Scattered shootings and clashes that killed two people on election day Thursday — and eight others in the days leading up to the poll — did not deter millions of Nepalis from casting ballots.
The election of a 601-seat Constituent Assembly to write a new constitution has been touted as the cornerstone of a 2006 peace deal struck with former rebels, known as the Maoists, following weeks of unrest that forced Nepal's king to cede power seized the year before.
The United Nations said the turnout was a display of "overwhelming enthusiasm" for the election that many hope will usher in a new era in this largely impoverished and often violent country.
But getting through the election was just the first step toward a new beginning for Nepal.
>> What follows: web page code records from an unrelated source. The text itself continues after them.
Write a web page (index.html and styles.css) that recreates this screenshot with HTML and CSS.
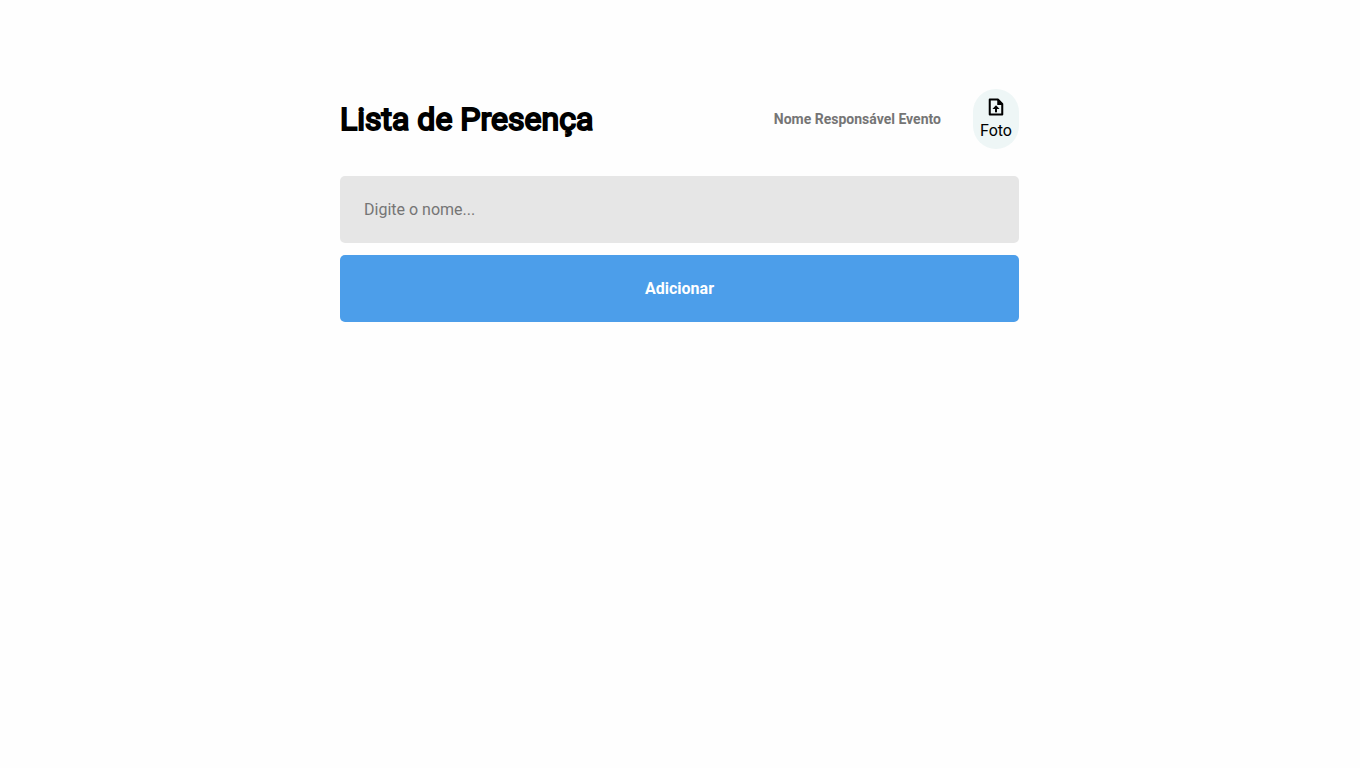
FILE: index.html
```html
<!DOCTYPE html>
<html lang="pt-BR">
<head>
    <meta charset="UTF-8">
    <meta name="viewport" content="width=device-width, initial-scale=1.0">
    <title>Lista de Presença</title>
    <link rel="stylesheet" href="styles.css">
</head>
<body>
    <main class="container">
        <header class="header">
            <h1>Lista de Presença</h1>
            <div class="responsible">
                <strong>Nome Responsável Evento</strong>
                <button type="button" class="photo-button">
                    <svg xmlns="http://www.w3.org/2000/svg" width="20" height="20" fill="none" stroke="currentColor" stroke-width="26" viewBox="0 0 256 256" aria-hidden="true">
                        <path stroke-linejoin="round" d="M208 224H48V32h104l56 56Z"/>
                        <path fill="currentColor" stroke="none" d="M144 32h14l58 58v12h-72Z"/>
                        <path d="M128 196v-60"/>
                        <path fill="currentColor" stroke="none" d="M128 104l46 50H82Z"/>
                    </svg>
                    <span>Foto</span>
                </button>
            </div>
        </header>

        <input type="text" class="name-input" placeholder="Digite o nome..." aria-label="Digite o nome">
        <button type="button" class="add-button">Adicionar</button>
    </main>
</body>
</html>
```
FILE: styles.css
```css
* {
    margin: 0;
    padding: 0;
    box-sizing: border-box;
}

body {
    background-color: #fefefe;
    font-family: Roboto, sans-serif;
    color: #000;
}

.container {
    width: 50%;
    margin: 0 auto;
    padding-top: 89px;
    padding-right: 1px;
    display: flex;
    flex-direction: column;
    gap: 12px;
}

.header {
    display: flex;
    justify-content: space-between;
    align-items: center;
    margin-bottom: 15px;
}

.header h1 {
    font-size: 32px;
    font-weight: 400;
    -webkit-text-stroke: 2px #000;
}

.responsible {
    display: flex;
    align-items: center;
    gap: 32px;
}

.responsible strong {
    font-size: 14px;
    color: #757575;
}

.photo-button {
    display: flex;
    flex-direction: column;
    align-items: center;
    justify-content: center;
    gap: 4px;
    height: 60px;
    padding: 0 7px 2px;
    border: none;
    border-radius: 24px;
    background-color: #eef6f6;
    color: #000;
    font-family: inherit;
    font-size: 16px;
    cursor: pointer;
}

.name-input,
.add-button {
    width: 100%;
    padding: 24px;
    border: none;
    border-radius: 5px;
    font-family: inherit;
    font-size: 16px;
    line-height: 19px;
}

.name-input {
    background-color: #e6e6e6;
}

.name-input::placeholder {
    color: #757575;
}

.add-button {
    background-color: #4c9eea;
    color: #fff;
    font-weight: bold;
    cursor: pointer;
}

.add-button:hover {
    opacity: 0.9;
}
```
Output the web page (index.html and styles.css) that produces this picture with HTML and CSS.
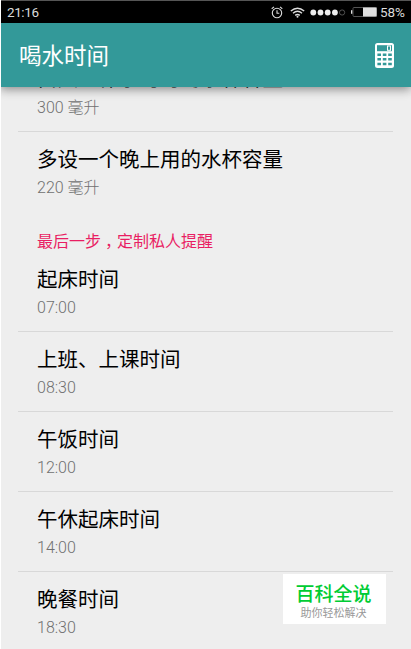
FILE: index.html
```html
<!DOCTYPE html>
<html lang="zh-CN">
<head>
  <meta charset="UTF-8" />
  <meta name="viewport" content="width=device-width, initial-scale=1" />
  <title>喝水时间</title>
  <link rel="stylesheet" href="styles.css">
</head>
<body>
  <div class="screen">
    <div class="status-bar">
      <span class="clock">21:16</span>
      <div class="status-icons">
        <svg class="alarm" width="12" height="13" viewBox="0 0 12 13" fill="none" stroke="#ddd" stroke-width="1.1">
          <circle cx="6" cy="7" r="4.7" />
          <path d="M6 4.2V7.3H8.3M.7 2.7L3 .9M11.3 2.7L9 .9" />
        </svg>
        <svg class="wifi" width="15" height="11" viewBox="0 0 15 11" fill="none" stroke="#ddd" stroke-width="1.4">
          <path d="M.8 4Q7.5-1.6 14.2 4M3 6.3Q7.5 2.4 12 6.3M5.2 8.4Q7.5 6.4 9.8 8.4" />
          <circle cx="7.5" cy="9.7" r="1" fill="#ddd" stroke="none" />
        </svg>
        <svg class="signal" width="36" height="7" viewBox="0 0 36 7" fill="#eee">
          <circle cx="3.3" cy="3.5" r="2.9" />
          <circle cx="10.5" cy="3.5" r="2.9" />
          <circle cx="17.7" cy="3.5" r="2.9" />
          <circle cx="24.9" cy="3.5" r="2.9" />
          <circle cx="32.1" cy="3.5" r="2.6" fill="none" stroke="#666" stroke-width=".8" />
        </svg>
        <svg class="battery" width="26" height="10" viewBox="0 0 26 10">
          <rect x="0" y="3.2" width="1.5" height="3.6" fill="#ddd" />
          <rect x="2" y=".5" width="23.5" height="9" rx="1" fill="none" stroke="#555" />
          <rect x="12" y=".5" width="13.6" height="9" fill="#e0e0e0" />
        </svg>
        <span class="percent">58%</span>
      </div>
    </div>

    <header class="app-bar">
      <h1>喝水时间</h1>
      <svg class="calculator" width="19" height="25" viewBox="0 0 19 25">
        <rect width="19" height="25" rx="2.5" fill="#fff" />
        <rect x="2" y="2.2" width="15" height="6" fill="#339999" />
        <rect x="12.5" y="3" width="3" height="4.3" fill="none" stroke="#fff" />
        <path d="M2.4 11.7H6M7.8 11.7H11.4M13.2 11.7H16.8M2.4 16.3H6M7.8 16.3H11.4M13.2 16.3H16.8M2.4 21H6M7.8 21H11.4M13.2 21H16.8" stroke="#339999" stroke-width="2.4" />
      </svg>
    </header>

    <main class="settings">
      <div class="item item-first">
        <div class="name">白天工作学习时的水杯容量</div>
        <div class="value">300 毫升</div>
      </div>
      <div class="item item-last">
        <div class="name">多设一个晚上用的水杯容量</div>
        <div class="value">220 毫升</div>
      </div>
      <h2 class="section-title">最后一步<span class="comma">，</span>定制私人提醒</h2>
      <div class="item item-top">
        <div class="name">起床时间</div>
        <div class="value">07:00</div>
      </div>
      <div class="item">
        <div class="name">上班、上课时间</div>
        <div class="value">08:30</div>
      </div>
      <div class="item">
        <div class="name">午饭时间</div>
        <div class="value">12:00</div>
      </div>
      <div class="item">
        <div class="name">午休起床时间</div>
        <div class="value">14:00</div>
      </div>
      <div class="item item-last">
        <div class="name">晚餐时间</div>
        <div class="value">18:30</div>
      </div>
    </main>

    <div class="badge">
      <div class="badge-title">百科全说</div>
      <div class="badge-text">助你轻松解决</div>
    </div>
  </div>
</body>
</html>
```

FILE: styles.css
```css
* {
  box-sizing: border-box;
}
body {
  margin: 0;
  font-family: Roboto, "Noto Sans CJK SC", sans-serif;
  background-color: #eee;
}
.screen {
  position: relative;
  display: flex;
  flex-direction: column;
  height: 649px;
  overflow: hidden;
  border-left: 1px solid #fff;
}
.status-bar {
  display: flex;
  flex: none;
  justify-content: space-between;
  align-items: center;
  height: 23px;
  margin-left: -1px;
  padding: 0 6px 0 7px;
  border-top: 1px solid #555;
  background: #000;
  color: #ddd;
  font-size: 13.5px;
  line-height: 20px;
}
.clock {
  letter-spacing: -0.4px;
}
.status-icons {
  display: flex;
  align-items: center;
}
.wifi {
  margin-left: 7px;
}
.signal {
  margin-left: 5px;
}
.battery {
  margin-left: 5px;
}
.percent {
  margin-left: 3px;
}
.app-bar {
  display: flex;
  flex: none;
  z-index: 1;
  justify-content: space-between;
  align-items: center;
  height: 64px;
  margin-left: -1px;
  padding: 0 17px 0 19px;
  background: #339999;
  box-shadow: 0 2px 10px rgba(0,0,0,0.45);
}
h1 {
  margin: 0;
  padding-top: 2px;
  color: #fff;
  font-size: 22.5px;
  font-weight: 400;
  line-height: 32px;
}
.settings {
  flex: none;
  margin: -22px 18px 0 17px;
}
.item {
  height: 80px;
  padding: 14px 0 0 19px;
  border-bottom: 1px solid #d8d8d8;
}
.item-first {
  height: 67px;
  padding-top: 0;
}
.item-first .value {
  padding-top: 1px;
}
.item-top {
  height: 76px;
  padding-top: 10px;
}
.item-last {
  border-bottom: none;
}
.name {
  color: #000;
  font-size: 20.5px;
  line-height: 28px;
}
.value {
  color: #707070;
  font-size: 16px;
  font-weight: 300;
  line-height: 27px;
}
.section-title {
  height: 44px;
  margin: 0;
  padding: 18px 0 0 19px;
  color: #e91e63;
  font-size: 16px;
  font-weight: 400;
  line-height: 24px;
}
.comma {
  padding-left: 4px;
  letter-spacing: -4px;
}
.badge {
  position: absolute;
  left: 282px;
  top: 574px;
  z-index: 2;
  width: 103px;
  height: 50px;
  padding: 8px 2px 0 0;
  background: #fff;
  text-align: center;
}
.badge-title {
  color: #0c3;
  font-size: 19px;
  font-weight: 500;
  line-height: 26px;
}
.badge-text {
  color: #999;
  font-size: 11px;
  line-height: 11px;
}
```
No party is expected to win a landslide, and with 20,000 voting stations spread throughout the Himalayan land — some of them a seven-day walk from the nearest paved road — officials say it could be several weeks before a complete tally is ready.
With such a long a gap between the election and the results, there are fears of instability and unrest as the parties jockey for position and contest what piecemeal results do leak out.
On Friday, the Election Commission released the results for one seat in Katmandu, which was won by the centrist Nepali Congress.
The voting for that seat was done electronically — most others were done with paper — allowing authorities to tally the results quickly.
The commission said they received several complaints about the election from candidates and there would be a new vote in at least 51 polling stations.
Commission spokesman Laxman Bhattarai said he expected that number to go up as they investigate complaints. Several candidates have charged that their supporters were barred from voting by rival groups or there were other fraud involved. Dates for the re-votes would be fixed later.
The violence during the campaign and on election day could also provide a pretext for any of the major parties — from the Maoists to centrist democrats to hard-core royalists — to reject the poll's outcome.
There is also the complexity of the vote itself, a mix of direct elections and a nationwide proportional representation system with quotas for women and Nepal's myriad ethnic and caste groups.
International experts say it will be hard to sort out the results, and the behavior of the losers will determine whether Nepal sees peace or more bloodshed.
Many expect the losers will include the Maoists, who are expected to place behind Nepal's traditional electoral powers, the Nepali Congress and Communist Party of Nepal (United Marxist-Leninist).
The United Nations says the Maoists have been behind a majority of the election-related violence. They also have 20,000 former fighters camped across the country and their weapons are stored in easily accessible containers under a UN-monitored peace deal.
And then there is King Gyanendra.
The major parties have already agreed to abolish the 239-year-old monarchy at the assembly's first sitting. But the king still has supporters in the upper echelons of the army and among Hindu fundamentalists who see him as the incarnation of the Hindu god Vishnu.